* Task goal: Give the data again exactly as written, skipping any pictures.
◆ ◆ ◆ ◆ ◆
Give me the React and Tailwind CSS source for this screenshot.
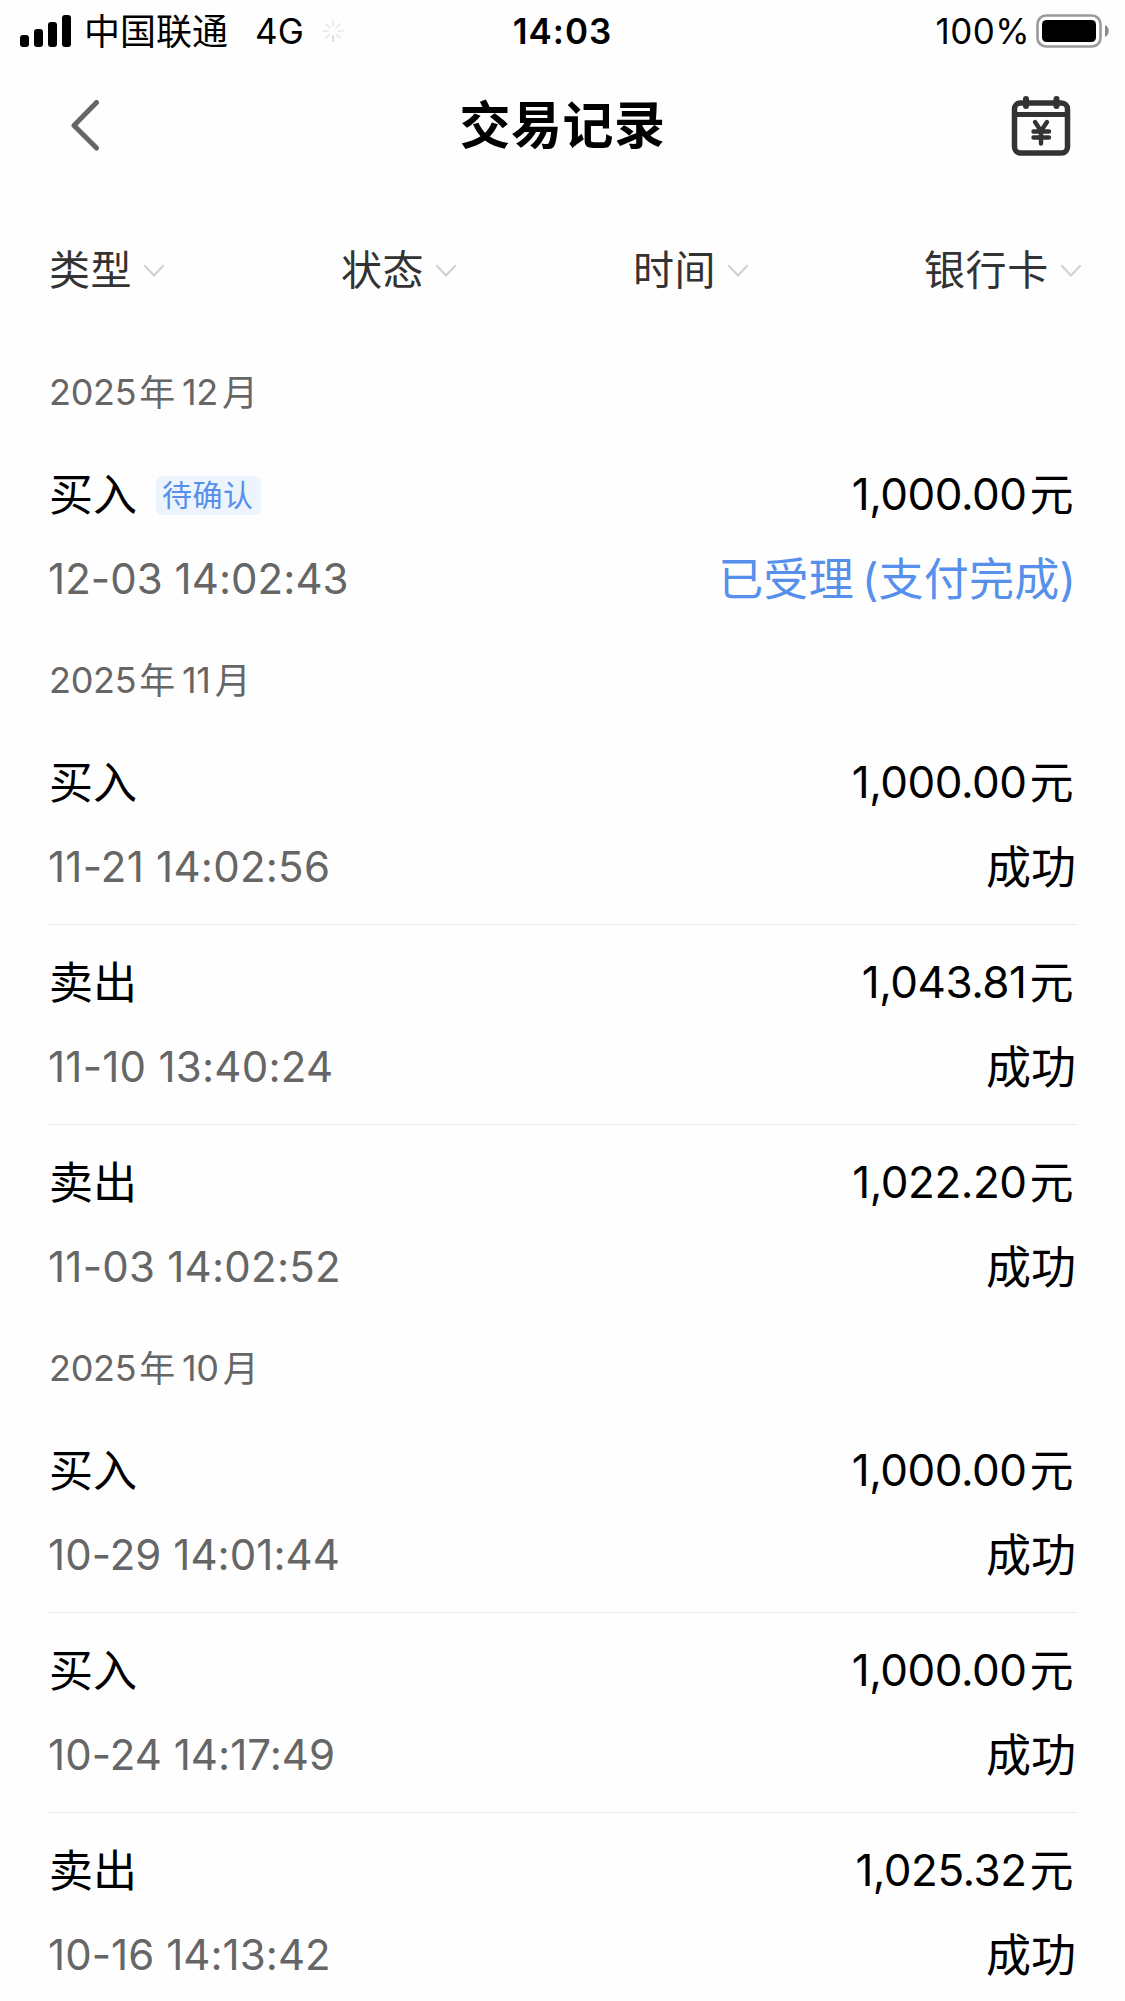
// App.jsx — Transaction history screen

const filters = [
  { label: '类型', className: 'w-[292px]' },
  { label: '状态', className: 'w-[292px]' },
  { label: '时间', className: 'w-[291px]' },
  { label: '银行卡', className: '' },
];

const groups = [
  {
    year: '2025',
    month: '12',
    items: [
      { type: '买入', tag: '待确认', amount: '1,000.00', time: '12-03 14:02:43', status: '已受理', detail: '(支付完成)' },
    ],
  },
  {
    year: '2025',
    month: '11',
    items: [
      { type: '买入', amount: '1,000.00', time: '11-21 14:02:56', status: '成功' },
      { type: '卖出', amount: '1,043.81', time: '11-10 13:40:24', status: '成功' },
      { type: '卖出', amount: '1,022.20', time: '11-03 14:02:52', status: '成功' },
    ],
  },
  {
    year: '2025',
    month: '10',
    items: [
      { type: '买入', amount: '1,000.00', time: '10-29 14:01:44', status: '成功' },
      { type: '买入', amount: '1,000.00', time: '10-24 14:17:49', status: '成功' },
      { type: '卖出', amount: '1,025.32', time: '10-16 14:13:42', status: '成功' },
    ],
  },
];

function SignalIcon() {
  return (
    <svg className="w-[51px] h-8 shrink-0" viewBox="0 0 51 32">
      <rect x="0" y="20" width="9" height="12" rx="3" />
      <rect x="14" y="14" width="9" height="18" rx="3" />
      <rect x="28" y="7" width="9" height="25" rx="3" />
      <rect x="42" y="0" width="9" height="32" rx="3" />
    </svg>
  );
}

function Spinner() {
  return (
    <svg className="w-6 h-6 shrink-0" viewBox="0 0 24 24" fill="none" stroke="#ececec" strokeWidth="2" strokeLinecap="round">
      <path d="M12 2v5M19 5l-3.5 3.5M22 12h-5M19 19l-3.5-3.5M5 19l3.5-3.5M2 12h5M5 5l3.5 3.5" />
      <path d="M12 22v-5" stroke="#dcdcdc" />
    </svg>
  );
}

function BatteryIcon() {
  return (
    <svg className="-mt-px w-[74px] h-[34px] shrink-0" viewBox="0 0 74 34">
      <rect x="1.5" y="1.5" width="63" height="31" rx="8.5" fill="none" stroke="#999" strokeWidth="2.6" />
      <rect x="6" y="6" width="54" height="22" rx="4.5" />
      <path d="M69 11c5 2 5 10 0 12z" fill="#8c8c8c" />
    </svg>
  );
}

function CalendarIcon() {
  return (
    <svg className="w-[60px] h-[62px]" viewBox="0 0 60 62" fill="none" stroke="#333" strokeWidth="5.5" strokeLinecap="round" strokeLinejoin="round">
      <rect x="3.5" y="9" width="53" height="50" rx="6" />
      <path d="M3.5 20.5h53" strokeWidth="5" strokeLinecap="butt" />
      <path d="M15 5v7M45.5 5v7" strokeWidth="6" />
      <path d="M24 28l6 9 6-9M30 37.5v12M22.5 37.5h15.5M22.5 43.5h15.5" strokeWidth="4.4" />
    </svg>
  );
}

function StatusBar() {
  return (
    <div className="grid grid-cols-3 h-[60px] px-5 items-center text-[35px] leading-[60px] whitespace-nowrap">
      <div className="flex items-center">
        <SignalIcon />
        <span className="ml-[13px] pt-[2px] text-[36px]">中国联通</span>
        <span className="ml-[27px]">4G</span>
        <span className="ml-[17px]"><Spinner /></span>
      </div>
      <div className="text-center font-semibold tracking-[1px]">14:03</div>
      <div className="flex items-center justify-end gap-[6px] -mr-[5px]">
        <span className="tracking-[0.4px]">100%</span>
        <BatteryIcon />
      </div>
    </div>
  );
}

function NavBar() {
  return (
    <div className="grid grid-cols-[1fr_auto_1fr] items-center h-[130px] pl-[70px] pr-[54px]">
      <svg className="w-[60px] h-[52px]" viewBox="0 0 60 52" fill="none" stroke="#666" strokeWidth="5" strokeLinecap="round" strokeLinejoin="round">
        <path d="M26.5 3.5L4 26.5l22.5 22.5" />
      </svg>
      <h1 className="-ml-4 pt-[2px] text-[51px] font-bold tracking-[0.5px]">交易记录</h1>
      <div className="flex justify-end">
        <CalendarIcon />
      </div>
    </div>
  );
}

function FilterBar() {
  return (
    <div className="flex items-center h-[158px] pl-[49px] text-[41px] text-[#333]">
      {filters.map((f) => (
        <button key={f.label} className={`flex items-center gap-[11px] ${f.className}`}>
          <span className="pt-[4px] tracking-[0.6px]">{f.label}</span>
          <svg className="w-[22px] h-[14px] mt-[4px]" viewBox="0 0 22 14" fill="none" stroke="#d2d2d2" strokeWidth="2.2" strokeLinecap="round" strokeLinejoin="round">
            <path d="M2 2l9 9.5 9-9.5" />
          </svg>
        </button>
      ))}
    </div>
  );
}

function Record({ item, last }) {
  const tracking = item.time.startsWith('11') ? 'tracking-[0.25px]' : 'tracking-[0.05px]';

  return (
    <div className={`h-[201px] -mb-px pt-[25px] text-[44px] leading-[66px] ${last ? '' : 'border-b border-[#e9e9e9]'}`}>
      <div className="flex items-center justify-between">
        <div className="flex items-center">
          <span className="relative top-px left-px">{item.type}</span>
          {item.tag && (
            <span className="ml-[20px] mt-[2px] h-[39px] pl-[6px] pr-[7px] rounded-[6px] bg-[#edf4fe] text-[#568fec] text-[30px] leading-[39px] tracking-[0.5px]">
              {item.tag}
            </span>
          )}
        </div>
        <div className="pr-[4px] tracking-[-0.5px]">
          {item.amount}
          <span className="relative top-px ml-[3px]">元</span>
        </div>
      </div>
      <div className="flex items-start justify-between mt-[19px]">
        <span className={`text-[42px] text-[#666] ${tracking}`}>{item.time}</span>
        <span className={`pr-px pt-px text-[45px] ${item.detail ? 'text-[#568fec] tracking-[0.2px]' : ''}`}>
          {item.status}
          {item.detail && <span className="ml-[8px]">{item.detail}</span>}
        </span>
      </div>
    </div>
  );
}

export default function App() {
  return (
    <div className="w-[1125px] h-[2001px] overflow-hidden bg-[#fefefe] text-black font-['Inter','Noto_Sans_CJK_SC',sans-serif]">
      <StatusBar />
      <NavBar />
      <FilterBar />
      <div className="px-12">
        {groups.map((g) => (
          <section key={g.month}>
            <h2 className="h-[88px] pl-px leading-[88px] text-[36px] text-[#666] tracking-[-0.3px]">
              {g.year}
              <span className="relative top-px ml-[3px] mr-[7px]">年</span>
              {g.month}
              <span className="relative top-px ml-[4px]">月</span>
            </h2>
            {g.items.map((item, i) => (
              <Record key={item.time} item={item} last={i === g.items.length - 1} />
            ))}
          </section>
        ))}
      </div>
    </div>
  );
}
◆ ◆ ◆ ◆ ◆
* Correct output:
Give me the React and Tailwind CSS source for this screenshot.
// App.jsx — Transaction history screen

const filters = [
  { label: '类型', className: 'w-[292px]' },
  { label: '状态', className: 'w-[292px]' },
  { label: '时间', className: 'w-[291px]' },
  { label: '银行卡', className: '' },
];

const groups = [
  {
    year: '2025',
    month: '12',
    items: [
      { type: '买入', tag: '待确认', amount: '1,000.00', time: '12-03 14:02:43', status: '已受理', detail: '(支付完成)' },
    ],
  },
  {
    year: '2025',
    month: '11',
    items: [
      { type: '买入', amount: '1,000.00', time: '11-21 14:02:56', status: '成功' },
      { type: '卖出', amount: '1,043.81', time: '11-10 13:40:24', status: '成功' },
      { type: '卖出', amount: '1,022.20', time: '11-03 14:02:52', status: '成功' },
    ],
  },
  {
    year: '2025',
    month: '10',
    items: [
      { type: '买入', amount: '1,000.00', time: '10-29 14:01:44', status: '成功' },
      { type: '买入', amount: '1,000.00', time: '10-24 14:17:49', status: '成功' },
      { type: '卖出', amount: '1,025.32', time: '10-16 14:13:42', status: '成功' },
    ],
  },
];

function SignalIcon() {
  return (
    <svg className="w-[51px] h-8 shrink-0" viewBox="0 0 51 32">
      <rect x="0" y="20" width="9" height="12" rx="3" />
      <rect x="14" y="14" width="9" height="18" rx="3" />
      <rect x="28" y="7" width="9" height="25" rx="3" />
      <rect x="42" y="0" width="9" height="32" rx="3" />
    </svg>
  );
}

function Spinner() {
  return (
    <svg className="w-6 h-6 shrink-0" viewBox="0 0 24 24" fill="none" stroke="#ececec" strokeWidth="2" strokeLinecap="round">
      <path d="M12 2v5M19 5l-3.5 3.5M22 12h-5M19 19l-3.5-3.5M5 19l3.5-3.5M2 12h5M5 5l3.5 3.5" />
      <path d="M12 22v-5" stroke="#dcdcdc" />
    </svg>
  );
}

function BatteryIcon() {
  return (
    <svg className="-mt-px w-[74px] h-[34px] shrink-0" viewBox="0 0 74 34">
      <rect x="1.5" y="1.5" width="63" height="31" rx="8.5" fill="none" stroke="#999" strokeWidth="2.6" />
      <rect x="6" y="6" width="54" height="22" rx="4.5" />
      <path d="M69 11c5 2 5 10 0 12z" fill="#8c8c8c" />
    </svg>
  );
}

function CalendarIcon() {
  return (
    <svg className="w-[60px] h-[62px]" viewBox="0 0 60 62" fill="none" stroke="#333" strokeWidth="5.5" strokeLinecap="round" strokeLinejoin="round">
      <rect x="3.5" y="9" width="53" height="50" rx="6" />
      <path d="M3.5 20.5h53" strokeWidth="5" strokeLinecap="butt" />
      <path d="M15 5v7M45.5 5v7" strokeWidth="6" />
      <path d="M24 28l6 9 6-9M30 37.5v12M22.5 37.5h15.5M22.5 43.5h15.5" strokeWidth="4.4" />
    </svg>
  );
}

function StatusBar() {
  return (
    <div className="grid grid-cols-3 h-[60px] px-5 items-center text-[35px] leading-[60px] whitespace-nowrap">
      <div className="flex items-center">
        <SignalIcon />
        <span className="ml-[13px] pt-[2px] text-[36px]">中国联通</span>
        <span className="ml-[27px]">4G</span>
        <span className="ml-[17px]"><Spinner /></span>
      </div>
      <div className="text-center font-semibold tracking-[1px]">14:03</div>
      <div className="flex items-center justify-end gap-[6px] -mr-[5px]">
        <span className="tracking-[0.4px]">100%</span>
        <BatteryIcon />
      </div>
    </div>
  );
}

function NavBar() {
  return (
    <div className="grid grid-cols-[1fr_auto_1fr] items-center h-[130px] pl-[70px] pr-[54px]">
      <svg className="w-[60px] h-[52px]" viewBox="0 0 60 52" fill="none" stroke="#666" strokeWidth="5" strokeLinecap="round" strokeLinejoin="round">
        <path d="M26.5 3.5L4 26.5l22.5 22.5" />
      </svg>
      <h1 className="-ml-4 pt-[2px] text-[51px] font-bold tracking-[0.5px]">交易记录</h1>
      <div className="flex justify-end">
        <CalendarIcon />
      </div>
    </div>
  );
}

function FilterBar() {
  return (
    <div className="flex items-center h-[158px] pl-[49px] text-[41px] text-[#333]">
      {filters.map((f) => (
        <button key={f.label} className={`flex items-center gap-[11px] ${f.className}`}>
          <span className="pt-[4px] tracking-[0.6px]">{f.label}</span>
          <svg className="w-[22px] h-[14px] mt-[4px]" viewBox="0 0 22 14" fill="none" stroke="#d2d2d2" strokeWidth="2.2" strokeLinecap="round" strokeLinejoin="round">
            <path d="M2 2l9 9.5 9-9.5" />
          </svg>
        </button>
      ))}
    </div>
  );
}

function Record({ item, last }) {
  const tracking = item.time.startsWith('11') ? 'tracking-[0.25px]' : 'tracking-[0.05px]';

  return (
    <div className={`h-[201px] -mb-px pt-[25px] text-[44px] leading-[66px] ${last ? '' : 'border-b border-[#e9e9e9]'}`}>
      <div className="flex items-center justify-between">
        <div className="flex items-center">
          <span className="relative top-px left-px">{item.type}</span>
          {item.tag && (
            <span className="ml-[20px] mt-[2px] h-[39px] pl-[6px] pr-[7px] rounded-[6px] bg-[#edf4fe] text-[#568fec] text-[30px] leading-[39px] tracking-[0.5px]">
              {item.tag}
            </span>
          )}
        </div>
        <div className="pr-[4px] tracking-[-0.5px]">
          {item.amount}
          <span className="relative top-px ml-[3px]">元</span>
        </div>
      </div>
      <div className="flex items-start justify-between mt-[19px]">
        <span className={`text-[42px] text-[#666] ${tracking}`}>{item.time}</span>
        <span className={`pr-px pt-px text-[45px] ${item.detail ? 'text-[#568fec] tracking-[0.2px]' : ''}`}>
          {item.status}
          {item.detail && <span className="ml-[8px]">{item.detail}</span>}
        </span>
      </div>
    </div>
  );
}

export default function App() {
  return (
    <div className="w-[1125px] h-[2001px] overflow-hidden bg-[#fefefe] text-black font-['Inter','Noto_Sans_CJK_SC',sans-serif]">
      <StatusBar />
      <NavBar />
      <FilterBar />
      <div className="px-12">
        {groups.map((g) => (
          <section key={g.month}>
            <h2 className="h-[88px] pl-px leading-[88px] text-[36px] text-[#666] tracking-[-0.3px]">
              {g.year}
              <span className="relative top-px ml-[3px] mr-[7px]">年</span>
              {g.month}
              <span className="relative top-px ml-[4px]">月</span>
            </h2>
            {g.items.map((item, i) => (
              <Record key={item.time} item={item} last={i === g.items.length - 1} />
            ))}
          </section>
        ))}
      </div>
    </div>
  );
}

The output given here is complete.